In confectionery, Spar impulse bags are on a three-for-£1 offer to stay competitive, and its desserts have been expanded to include individual cheesecake pots, cheesecake slices, tiramisu for two, and a family serving of sticky toffee pudding.

Walvin says the expansion in own-label fresh and chilled is a great thing for the convenience sector. “It will drive sales, as the provenance of fresh produce, meat and dairy is increasingly important to shoppers,” she says.

“Convenience stores are in a strong position to build relationships with local suppliers. Locally sourcing items provides transparency which will ultimately build consumer confidence.”

Do it: Promote the quality of your own label range on social media.

Evening meals

More than 33% of consumers don’t know what they’re eating for dinner that evening, so creating meal packages can boost sales.

Redfearn says: “It is essential to have a consistent and varied range on offer. Heritage chilled ready meals and pizzas consistently perform strongly within our members’ stores.” This month, Heritage is launching a fresh fish range to appeal to health-conscious shoppers.

Meanwhile, the next phase of Spar’s evening meal strategy is to go beyond ready meals to cover a more comprehensive meal for tonight range. McIlwham says Spar brand now includes new prepared meals as well as the essentials to cook from scratch.

“Spar Roast in the Bag Chicken has transformed sales in that category. We have developed a range of slow-cooked meats which are ideal for quick midweek meals,” she says.

You should back up your range of quality own label with PoS to inspire your shoppers to buy ingredients together.

Walvin says: “Mission-based fixtures for meal for tonight help to make shopping easier for time-pressed consumers.”

Do it: Group own label together to create clear evening meal ideas.

Retailer Views

Kam Singh Nijjar, Budgens Meriden (previously Spar), Coventry

“Spar own-label products are good and they’re eye-catching. Not just the pack designs, but also the price-marks, which are really in your face. For instance, on the meats we do, there’s a massive strap across the front saying ‘two for £4’ – it really catches the eye.

“They’ve started doing different colours, too, which are really attractive. Before it used to be the same old bland colours.
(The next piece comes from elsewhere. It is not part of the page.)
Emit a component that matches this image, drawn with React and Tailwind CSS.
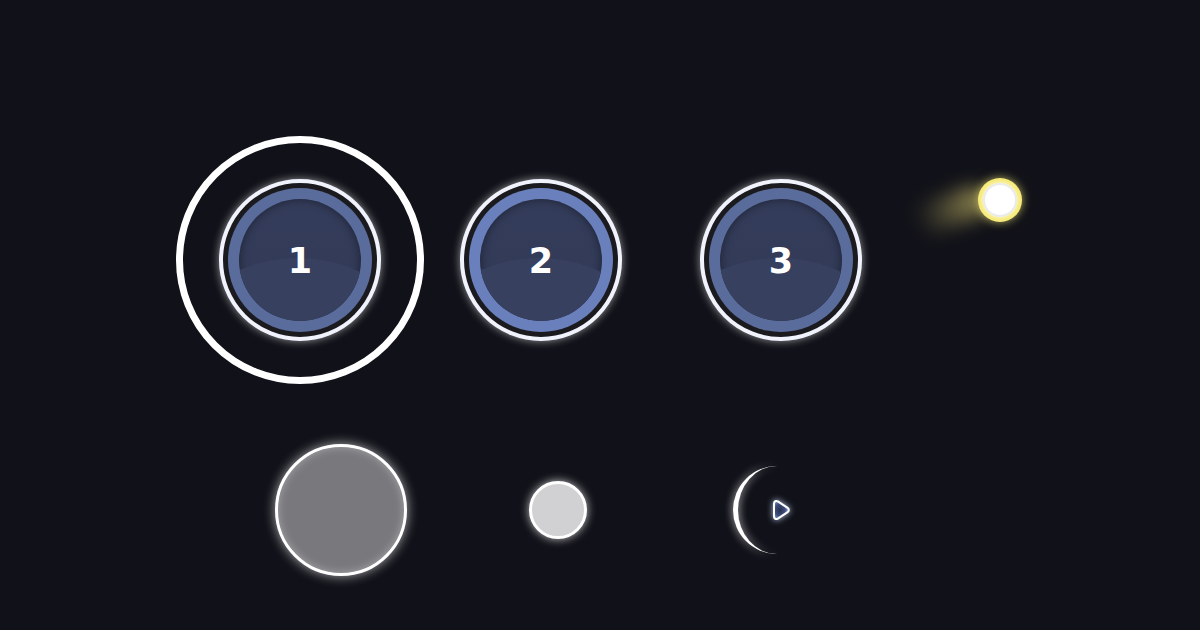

I think Spar have done really well understanding that own label needs to look as appealing as possible, otherwise how are they ever going to compete with the brands?”

Mike Nicholls, Costcutter, Dringhouses, York

“Our biggest Independent seller is £1 cheese – that does brilliantly. After that, it’s chopped tomatoes.

“The stigma of own label has gone in recent years. We’ve got stores in two different areas, and the one in the more affluent area sells a lot of own label. It’s interesting because you’d think that people with more money would go for the big brands.

“The only thing I think could be added to the range is bread – if we had an 800g loaf, that would be really good. Tesco Express and Sainsbury’s Local are offering their own loaves, and we can’t compete on price when we have just brands.”

Kully Sandhu, Nisa Local, Heathfield, East Sussex

Kully“We’ve always had the Heritage brand in as an alternative to major brands. It does really well and the margins are good.

“We ordered cases of Heritage wines at the Nisa exhibition in April and we’ve organised a tasting night so customers can try them.

“We stock a combination of Heritage evening meals, including things like lamb hotpot, and people are really going for them.”